Howdy, BuzzKillers. Welcome back to my little slice of the interwebs.
Today, I would like to talk to you about marriage. Mawwiage. Mawwiage is what bwings us togethew today. Mawwiage, that bwessed awwangement, that dweam within a dweam. And wove, twue wove, wiww fowwow you fowevah and evah… So tweasuwe youw wove.
I’m getting married on May 24, 2014. I’m super excited because Eric is the man of my dreams and all I could ever want in a partner and more. Not only is he my partner, but he’s also my friend and my rock. He was my best friend during my divorce two and a half years ago. He was my support during my breakdown last year. He has never left my side since joining it and now we’re going to stand in front of friends and family and legally chain ourselves to each other for the rest of our lives.
That’s the easy part.
Have any of you ever planned a wedding? Have you ever planned a wedding where you do everything yourself? It’s hard, even with help. We decided we wanted a small ceremony and reception. In July of 2012, my sister and her husband got married on our family property here in Arkansas. My grandparents have about 140 acres in the Ozarks and it’s beautiful. My sister, being the spoiled brat she is, asked for a gazebo to be built for her wedding. She got it, of course, and it’s stunning.
Seeing as we had a perfectly good gazebo in the family, Eric and I decided to copy my sister and get married on the family ranch. We didn’t hire any coordinators or caterers. My wedding planner is my mom. My photographer is my aunt. My wedding dress? That’s being handmade by my amazing grandmother. Various family members are providing the food and decorations and everything else. Even my bestest friend, Rachel, is going to officiate. She got ordained specifically for the purpose of marrying us.
It all sounds super-easy, huh? What could go wrong? The answer to that is everything. Remember how in previous articles I mentioned that I just moved to Arkansas from Phoenix, Arizona? Well, all of our friends live in Arizona. Because of the extreme cost of airline tickets, as well as work issues, half of our wedding party had to withdraw. Likewise, we lost our original officiate. And the backup. Please don’t misunderstand: we are in no way upset or angry with these people. Life happens and if there was anyway they could be at the wedding, they would. Love all around, y’all.
Still, it was stressful and we’ve done a lot of last minute rearranging. It’s all working out, though, so hooray for that.
You know what else is stressful? Realizing there are only two weeks left until the wedding and the ceremony hasn’t been written, the music hasn’t been picked, and a myriad of other little bits and pieces are unfinished. That’s when I sat down and marathoned a bunch of planning in one night. I got the ceremony more or less written, the music and playlists are 99% completed, and the little bits and pieces are being taken care of by capable people.
All this sounds like a mess, huh? It was. But, wait! There’s more!

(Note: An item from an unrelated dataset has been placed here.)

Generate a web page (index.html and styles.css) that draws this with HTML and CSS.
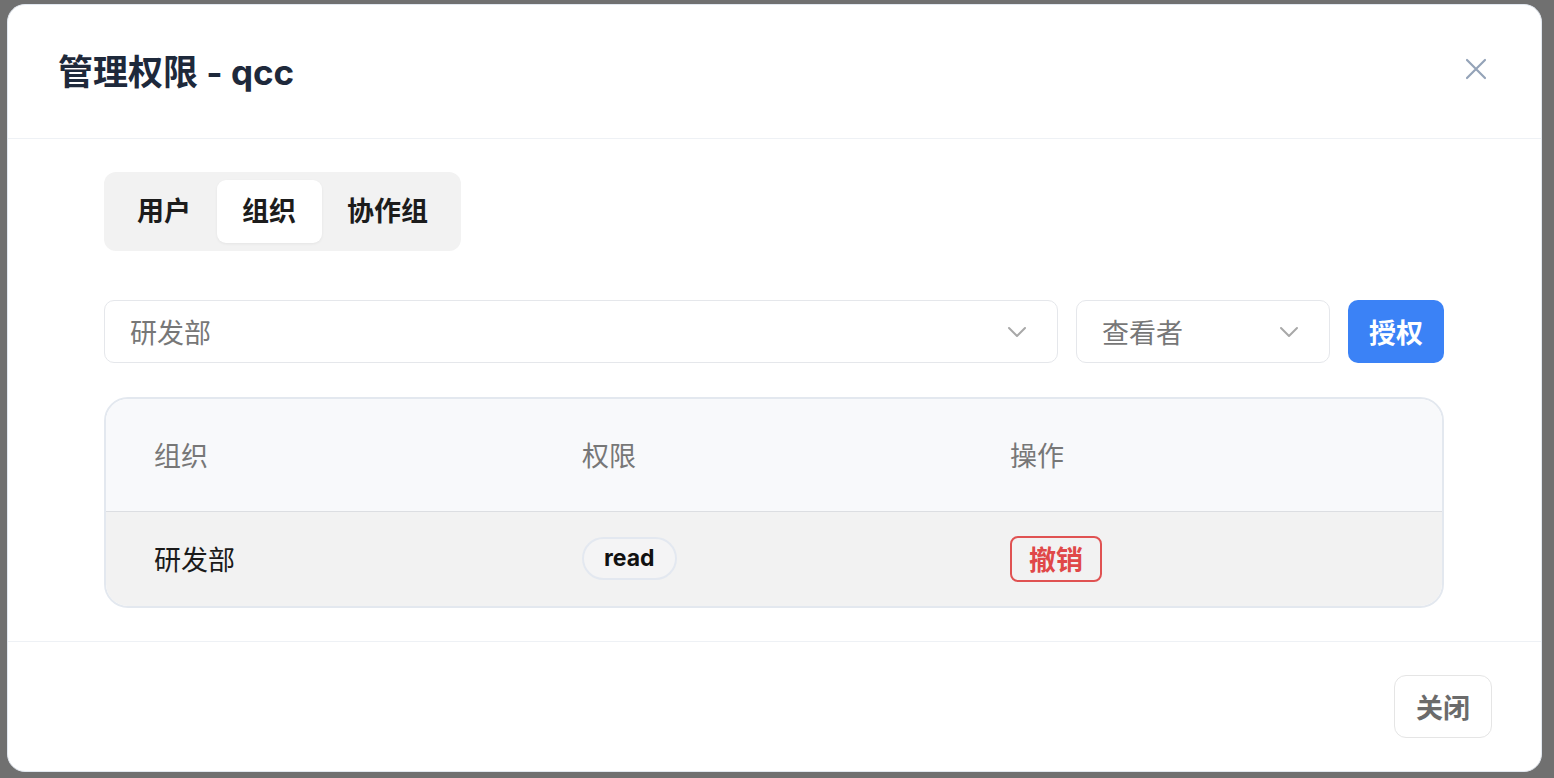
FILE: index.html
```html
<!DOCTYPE html>
<html lang="zh-CN">
  <head>
    <meta charset="UTF-8" />
    <meta name="viewport" content="width=device-width, initial-scale=1.0" />
    <title>管理权限</title>
    <link rel="stylesheet" href="styles.css">
  </head>
  <body>
    <div class="modal">
      <div class="modal-head">
        <h1>管理权限 - qcc</h1>
        <button class="close-x" aria-label="close">
          <svg width="22" height="22" viewBox="0 0 22 22"><path d="M2 2 L20 20 M20 2 L2 20" stroke="#94a3b8" stroke-width="2.2" stroke-linecap="round" fill="none"/></svg>
        </button>
      </div>
      <div class="modal-body">
        <div class="tabs">
          <div class="tab">用户</div>
          <div class="tab active">组织</div>
          <div class="tab">协作组</div>
        </div>
        <div class="grant-row">
          <div class="select wide">
            <span>研发部</span>
            <svg width="20" height="12" viewBox="0 0 20 12"><polyline points="2,2 10,10 18,2" stroke="#a8a8a8" stroke-width="2" fill="none" stroke-linecap="round" stroke-linejoin="round"/></svg>
          </div>
          <div class="select role">
            <span>查看者</span>
            <svg width="20" height="12" viewBox="0 0 20 12"><polyline points="2,2 10,10 18,2" stroke="#a8a8a8" stroke-width="2" fill="none" stroke-linecap="round" stroke-linejoin="round"/></svg>
          </div>
          <button class="btn-primary">授权</button>
        </div>
        <div class="table-wrap">
          <table>
            <thead>
              <tr>
                <th class="c1">组织</th>
                <th class="c2">权限</th>
                <th>操作</th>
              </tr>
            </thead>
            <tbody>
              <tr>
                <td>研发部</td>
                <td><span class="badge">read</span></td>
                <td><button class="btn-revoke">撤销</button></td>
              </tr>
            </tbody>
          </table>
        </div>
      </div>
      <div class="modal-foot">
        <button class="btn-close">关闭</button>
      </div>
    </div>
  </body>
</html>
```
FILE: styles.css
```css
* {
  margin: 0;
  padding: 0;
  box-sizing: border-box;
  font-family: "Inter", "Noto Sans CJK SC", sans-serif;
}
body {
  background: #707070;
  padding: 4px 0 0 7px;
  height: 778px;
  overflow: hidden;
}
button {
  font-family: inherit;
  cursor: pointer;
}
.modal {
  width: 1535px;
  height: 768px;
  background: #fff;
  border: 1px solid #e2e8f0;
  border-radius: 18px;
  display: flex;
  flex-direction: column;
  overflow: hidden;
}
.modal-head {
  height: 134px;
  display: flex;
  align-items: center;
  justify-content: space-between;
  padding: 0 54px 5px 50px;
  border-bottom: 1px solid #eef1f5;
}
.modal-head h1 {
  font-size: 35px;
  font-weight: 700;
  color: #1e293b;
}
.close-x {
  background: none;
  border: none;
  display: flex;
}
.modal-body {
  flex: 1;
  padding: 33px 97px 0 96px;
}
.tabs {
  display: inline-flex;
  background: #f2f2f2;
  border-radius: 12px;
  padding: 8px 7px 8px 8px;
  height: 79px;
}
.tab {
  height: 63px;
  line-height: 63px;
  padding: 0 26px 0 25px;
  font-size: 27px;
  font-weight: 700;
  color: #1c1c1c;
  border-radius: 9px;
}
.tab.active {
  background: #fff;
  box-shadow: 0 1px 3px rgba(0, 0, 0, 0.06);
}
.grant-row {
  display: flex;
  gap: 18px;
  margin-top: 49px;
  height: 63px;
}
.select {
  display: flex;
  align-items: center;
  justify-content: space-between;
  border: 1px solid #e5e7eb;
  border-radius: 10px;
  padding: 0 30px 0 25px;
  font-size: 27px;
  color: #777;
}
.select.wide {
  width: 954px;
}
.select.role {
  width: 254px;
}
.btn-primary {
  width: 96px;
  background: #3b82f6;
  color: #fff;
  border: none;
  border-radius: 10px;
  font-size: 27px;
  font-weight: 700;
}
.table-wrap {
  margin-top: 34px;
  border: 2px solid #e3e8ef;
  border-radius: 24px;
  overflow: hidden;
}
table {
  width: 100%;
  border-collapse: collapse;
}
th {
  background: #f8f9fb;
  height: 112px;
  text-align: left;
  font-weight: 400;
  font-size: 27px;
  color: #777;
  padding-left: 48px;
  border-bottom: 1px solid #dcdee2;
}
th.c1,
th.c2 {
  width: 428px;
}
td {
  background: #f2f2f2;
  height: 95px;
  padding-left: 48px;
  font-size: 27px;
  color: #1a1a1a;
}
.badge {
  display: inline-block;
  height: 43px;
  line-height: 39px;
  padding: 0 20px;
  border: 2px solid #e3e8f0;
  border-radius: 22px;
  font-size: 23px;
  font-weight: 700;
  color: #111;
  background: #f4f4f5;
}
.btn-revoke {
  height: 46px;
  padding: 0 17px;
  background: none;
  border: 2px solid #e05252;
  border-radius: 8px;
  color: #e04848;
  font-size: 27px;
  font-weight: 700;
}
.modal-foot {
  height: 130px;
  border-top: 1px solid #eef1f5;
  display: flex;
  align-items: center;
  justify-content: flex-end;
  padding-right: 49px;
}
.btn-close {
  width: 98px;
  height: 63px;
  background: #fff;
  border: 1px solid #e5e5e5;
  border-radius: 12px;
  font-size: 27px;
  font-weight: 700;
  color: #6b6b6b;
}
```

After the wedding, the new, blissfully happy couple goes off on a magical honeymoon, right? A lot of people go somewhere extravagant. Originally, we had planned on going to Hawaii, but those damn airline tickets were once again prohibitive. We decided to scale back and settled on going to New Orleans. That sounded like fun. Cajun food, jazz, haunted plantation tours, and amazing art and architecture. Sounds like a plan!
What we didn’t count on was how long it took me to find a job and then having the job be so low-paying that we haven’t been able to put any money aside for the honeymoon. We also didn’t count on work at Eric’s body shop drying up and his paycheck getting slashed in half. We’ve set up a GoFundMe fundraiser for the honeymoon in lieu of a gift registry, but our fears have gotten the better of us. We’ve scaled back even further and are taking a mini-honeymoon to a small wine town in Missouri. We still have the fundraiser going as our plan is to take whatever we raise there and use some of it for our mini-honeymoon and then put the rest in savings so that we can take our real honeymoon to New Orleans, hopefully, next year. Good times.

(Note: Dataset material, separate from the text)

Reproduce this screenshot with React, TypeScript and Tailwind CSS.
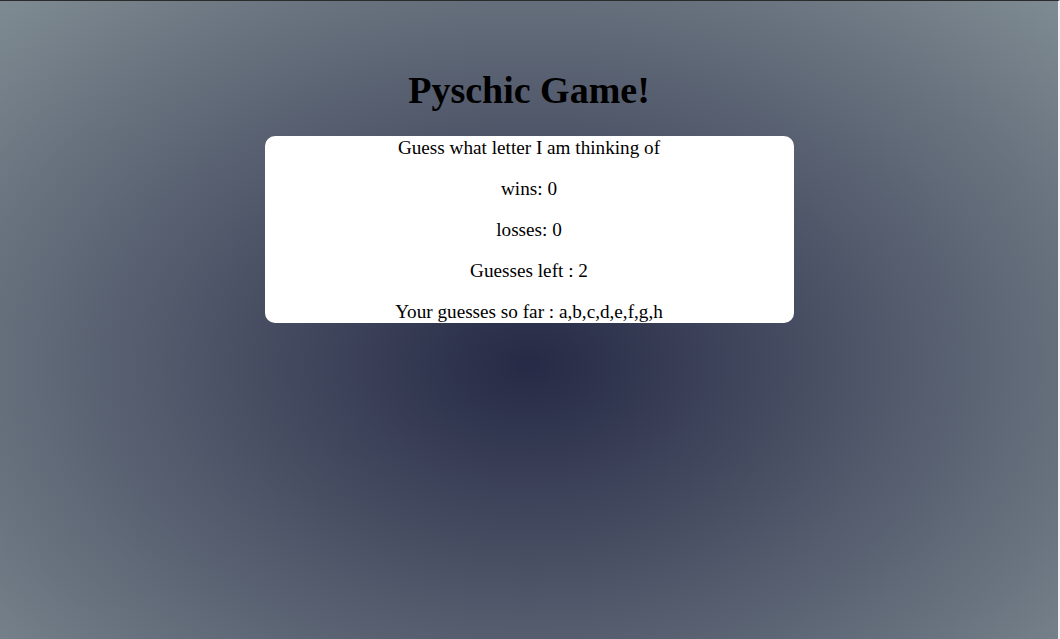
export default function App() {
  const lines = [
    "Guess what letter I am thinking of",
    "wins: 0",
    "losses: 0",
    "Guesses left : 2",
    "Your guesses so far : a,b,c,d,e,f,g,h",
  ];

  return (
    <div className="min-h-[639px] w-full border-t border-[#2b2b2b] border-r-2 border-r-[#f3eef2] bg-[radial-gradient(ellipse_at_50%_57%,#262a46_0%,#7f8b92_100%)] pt-[69px] font-['Liberation_Serif',serif] text-black">
      <h1 className="text-center text-[38px] font-bold leading-[40px]">
        Pyschic Game!
      </h1>

      <div className="mx-auto mt-[26px] flex w-1/2 flex-col gap-[18px] rounded-[10px] bg-white text-center text-[19.2px]">
        {lines.map((line) => (
          <p key={line} className="leading-[23px]">
            {line}
          </p>
        ))}
      </div>
    </div>
  );
}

So, yeah. That’s the story so far of this rocky, bumpy journey towards wedded bliss. The funny thing is, with my first marriage, nothing went wrong at all when preparing for the wedding. Minus the raging case of strep throat, I got the week of the ceremony. Everything went off without a hitch and two years later, we were divorced. Now, Eric and I have hit a hurdle after landmine after pitfall and we are still so happy.
I want to be married to this person. I want to hold his hands under the gazebo and tell him how much I love him and how I promise to work to make our marriage as happy and healthy as anybody could possibly want. I want to dance with him as the sun goes down and the twinkle lights light up around us. I want to grasp his arm as we run to our cars while our guests shower us with herbs as we head to our wedding night hotel room. Yes, I want a big honeymoon, but I don’t care as long as I can spend a few days with only him while we relax and bask in our newlywed glow.
The road has been far from perfect, but I am grateful for all the help and the love I have received. My wedding is going to be gorgeous and I’m going to be with the man I love most in the world.
Thanks for reading so far, guys. I’ll write again when we’re back from all the craziness and maybe, if you’re lucky and say please, I’ll share some pictures with you all.